--- start of INFORMATION SHOWN ---
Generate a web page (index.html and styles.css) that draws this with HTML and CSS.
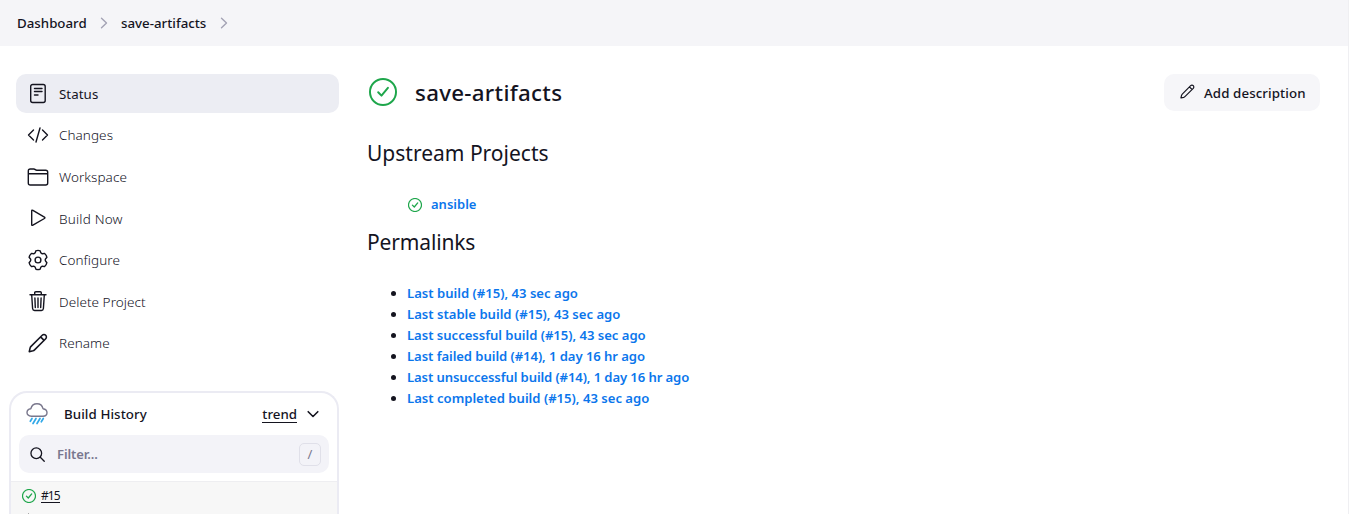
FILE: index.html
```html
<!DOCTYPE html>
<html lang="en">
<head>
<meta charset="utf-8">
<title>save-artifacts [Jenkins]</title>
<link rel="stylesheet" href="styles.css">
</head>
<body>
<svg class="defs" width="0" height="0">
  <symbol id="pencil" viewBox="0 0 512 512"><path d="M364 58 78 343c-11 11-19 25-24 40L32 478l96-23c15-4 29-13 40-24L453 147c24-24 24-65 0-89s-65-24-89 0zM322 98l90 90" fill="none" stroke="currentColor" stroke-linejoin="round" stroke-width="40"/></symbol>
  <symbol id="success" viewBox="0 0 512 512"><circle cx="256" cy="256" r="238" fill="none" stroke="currentColor" stroke-width="36"/><path d="M346 180 228 322l-60-62" fill="none" stroke="currentColor" stroke-linecap="round" stroke-linejoin="round" stroke-width="36"/></symbol>
  <symbol id="success-small" viewBox="0 0 14 14"><circle cx="7" cy="7" r="6.500" fill="none" stroke="currentColor" stroke-width="1.200"/><path d="M9.700 4.900 6.300 9 4.400 7.100" fill="none" stroke="currentColor" stroke-linecap="round" stroke-linejoin="round" stroke-width="1.300"/></symbol>
  <symbol id="chevron" viewBox="0 0 12 12"><path d="M3.500 1.300 8.500 6l-5 4.700" fill="none" stroke="currentColor" stroke-width="1.400" stroke-linecap="round" stroke-linejoin="round"/></symbol>
</svg>
<header class="breadcrumbs">
  <a class="crumb crumb-home">Dashboard</a>
  <svg class="crumb-arrow"><use href="#chevron"/></svg>
  <a class="crumb crumb-project">save-artifacts</a>
  <svg class="crumb-arrow"><use href="#chevron"/></svg>
</header>
<div class="page">
  <aside class="side">
    <nav class="tasks">
      <a class="task active"><svg viewBox="0 0 22 22"><rect x="3.700" y="1.500" width="14.500" height="18" rx="2"/><path d="M7.500 5.500h7.500M7.500 8.500h7.500M7.500 12h3.500"/></svg><span>Status</span></a>
      <a class="task t-changes"><svg viewBox="0 0 22 22"><path d="M6.500 6 1.500 11l5 5M15.500 6l5 5-5 5M13 4 9 18"/></svg><span>Changes</span></a>
      <a class="task t-workspace"><svg viewBox="0 0 22 22"><path d="M1.300 8V5q0-2 2-2h3.500q.8 0 1.500.6t1.500.6h8.900q2 0 2 2V8M1.300 7.700h19.400v9.300q0 2-2 2H3.300q-2 0-2-2z"/></svg><span>Workspace</span></a>
      <a class="task t-build"><svg viewBox="0 0 22 22"><path d="M4.700 4v13.500q0 1.300 1.200.7l11.500-6.700q1-.7 0-1.400L5.900 3.300Q4.700 2.700 4.700 4z"/></svg><span>Build Now</span></a>
      <a class="task t-configure"><svg viewBox="0 0 22 22"><circle cx="11" cy="11" r="2.900"/><path d="M8.800 1.900q2.200-1 4.400 0l.5 1.700q.5 1.200 1.900 1.100l2-.3q1.800 1.600 2.300 3.900l-1.200 1.400q-.9 1.300 0 2.600l1.200 1.400q-.5 2.300-2.300 3.900l-2-.3q-1.400-.1-1.900 1.100l-.5 1.700q-2.200 1-4.400 0l-.5-1.700q-.5-1.200-1.900-1.100l-2 .3q-1.800-1.600-2.300-3.900l1.200-1.400q.9-1.300 0-2.600L2.100 8.300q.5-2.300 2.300-3.900l2 .3q1.400.1 1.900-1.100z"/></svg><span>Configure</span></a>
      <a class="task t-delete"><svg viewBox="0 0 22 22"><path d="M4.700 5l.9 13.500q.2 2 2 2h6.800q1.800 0 2-2L17.300 5M3 4.800h16M7.700 4.500V2.800q0-1.100 1.100-1.100h4.400q1.100 0 1.100 1.100v1.700M11 8v9.500M7.900 8l.4 9.500M14.100 8l-.4 9.500"/></svg><span>Delete Project</span></a>
      <a class="task t-rename"><svg><use href="#pencil"/></svg><span>Rename</span></a>
    </nav>
    <section class="history">
      <div class="history-head">
        <svg class="weather" viewBox="0 0 22 22"><path d="M5.500 13.200Q1 13 1 9.600 1 6.200 4.800 5.700 6.200.8 11 .8t6 4.900q4 .6 4 4 0 3.400-4 3.500z" stroke="#79778c"/><path d="M6 15.500 4.300 18.300M10 15.500 7 20.500M14 15.500 11 20.500M17.300 15.500l-2 3.300" stroke="#32a9e8" stroke-width="1.700"/></svg>
        <span class="history-title">Build History</span>
        <a class="trend">trend</a>
        <svg class="down" viewBox="0 0 12 12"><path d="m1.200 3.700 4.800 4.800 4.800-4.800"/></svg>
      </div>
      <div class="filter">
        <svg class="search" viewBox="0 0 16 16"><circle cx="6.700" cy="6.700" r="5.700"/><path d="m11 11 4.200 4.200"/></svg>
        <span class="filter-text">Filter...</span><kbd>/</kbd>
      </div>
      <div class="builds">
        <div class="build"><svg class="ok"><use href="#success-small"/></svg><a class="number">#15</a></div>
        <span class="graph-tick"></span>
      </div>
    </section>
  </aside>
  <main class="main">
    <div class="title-row">
      <svg class="ok title-icon"><use href="#success"/></svg>
      <h1>save-artifacts</h1>
      <button class="edit"><svg><use href="#pencil"/></svg><span>Add description</span></button>
    </div>
    <h2 class="upstream-title">Upstream Projects</h2>
    <div class="upstream"><svg class="ok"><use href="#success-small"/></svg><a>ansible</a></div>
    <h2 class="perma-title">Permalinks</h2>
    <ul class="links">
      <li><a class="l1">Last build (#15), 43 sec ago</a></li>
      <li><a class="l2">Last stable build (#15), 43 sec ago</a></li>
      <li><a class="l3">Last successful build (#15), 43 sec ago</a></li>
      <li><a class="l4">Last failed build (#14), 1 day 16 hr ago</a></li>
      <li><a class="l5">Last unsuccessful build (#14), 1 day 16 hr ago</a></li>
      <li><a class="l6">Last completed build (#15), 43 sec ago</a></li>
    </ul>
  </main>
</div>
</body>
</html>
```
FILE: styles.css
```css
* { box-sizing: border-box; }
html, body { height: 100%; }
body { margin: 0; overflow: hidden; background: #fff; color: #14141f; font: 470 13.300px/20px "Noto Sans", "Open Sans", sans-serif; border-right: 1px solid #efeff2; }
svg { flex: none; overflow: visible; }
.defs { position: absolute; }
.ok { color: #1ea64b; }
.breadcrumbs { height: 46px; background: #f5f5f8; display: flex; align-items: center; padding-left: 17px; }
.crumb-home { width: 70px; }
.crumb-project { width: 86px; }
.crumb-arrow { width: 12px; height: 12px; color: #a3a2b4; margin: 0 11px 0 11px; }
.page { display: flex; height: 468px; }
.side { width: 339px; padding: 28px 0 0 9px; flex: none; display: flex; flex-direction: column; }
.tasks { padding-left: 7px; display: grid; grid-auto-rows: 41.600px; height: 317px; flex: none; }
.task { height: 39px; border-radius: 10px; display: flex; align-items: center; padding-left: 11px; gap: 10px; font-weight: 350; font-size: 13.500px; letter-spacing: .06px; white-space: nowrap; }
.task svg { width: 22px; height: 22px; fill: none; stroke: currentColor; stroke-width: 1.400; stroke-linecap: round; stroke-linejoin: round; }
.task.active { background: #ecedf3; font-weight: 450; font-size: 13.300px; }
.t-rename svg { width: 20px; height: 20px; margin: 0 1px; }
.t-build span, .t-delete span { margin-top: 1px; }
.t-build span { letter-spacing: .2px; }
.history { flex: 1; border: 2px solid #ebebf3; border-bottom: 0; border-radius: 18px 18px 0 0; overflow: hidden; }
.history-head { height: 42px; display: flex; align-items: center; padding: 0 18px 0 15px; }
.history-head svg, .search { fill: none; stroke: currentColor; stroke-width: 1.400; stroke-linecap: round; stroke-linejoin: round; }
.weather { width: 22px; height: 22px; }
.history-title { margin-left: 16px; letter-spacing: .08px; }
.trend { margin-left: auto; margin-right: 10px; line-height: 16px; border-bottom: 1px solid currentColor; }
.history-head .down { width: 12px; height: 12px; stroke-width: 1.600; }
.filter { height: 38px; margin: 0 8px; background: #f3f3f8; border-radius: 10px; display: flex; align-items: center; padding: 0 8px 0 11px; color: #79778f; }
.search { width: 15px; height: 15px; color: #14141f; }
.filter-text { margin-left: 12px; flex: 1; font-weight: 600; font-size: 13px; letter-spacing: -.1px; }
kbd { width: 22px; height: 23px; border: 1px solid #e0e0e9; border-radius: 5px; text-align: center; font: 400 13px/21px "Noto Sans", sans-serif; }
.builds { margin-top: 8px; background: #f7f7f7; border-top: 1px solid #eeeef1; height: 50px; padding: 6px 0 0 11px; }
.build { display: flex; align-items: center; height: 15px; gap: 5px; }
.build svg { width: 14px; height: 14px; }
.number { font-size: 12px; letter-spacing: -.9px; line-height: 13px; border-bottom: 1px solid currentColor; font-weight: 400; }
.graph-tick { display: block; width: 1px; height: 4px; background: #aaa; margin: 10px 0 0 6px; }
.main { flex: 1; padding: 28px 28px 0; }
.title-row { display: flex; align-items: center; height: 37px; }
.title-icon { width: 28px; height: 28px; margin: -2px 18px 0 2px; }
h1, h2 { margin: 0; font-size: 21px; line-height: 30px; font-weight: 450; white-space: nowrap; }
h1 { font-weight: 470; font-size: 22.300px; letter-spacing: .3px; padding-top: 1px; }
.edit { margin-left: auto; width: 156px; height: 37px; border: 0; border-radius: 10px; background: #f6f6f9; color: inherit; font: inherit; display: flex; align-items: center; gap: 9px; padding: 0 0 0 16px; white-space: nowrap; }
.edit svg { width: 15px; height: 15px; margin-top: -2px; }
.edit span { letter-spacing: .1px; }
.upstream-title { margin-top: 27px; }
.upstream { display: flex; align-items: center; height: 20px; margin: 26px 0 0 41px; gap: 9px; color: #0b76ec; font-weight: 570; font-size: 13px; }
.upstream svg { width: 14px; height: 14px; margin-top: 1px; }
.perma-title { margin-top: 13px; letter-spacing: -.15px; }
.links { margin: 26px 0 0; padding-left: 40px; font-size: 13.100px; line-height: 21px; font-weight: 560; white-space: nowrap; }
.links a { color: #0b76ec; }
.l3 { letter-spacing: -.03px; }
.l4 { letter-spacing: -.07px; }
.l5 { letter-spacing: -.11px; }
```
--- end of INFORMATION SHOWN ---
TASK: List all lines holding the string "index".

REPLY:
Generate a web page (index.html and styles.css) that draws this with HTML and CSS.
FILE: index.html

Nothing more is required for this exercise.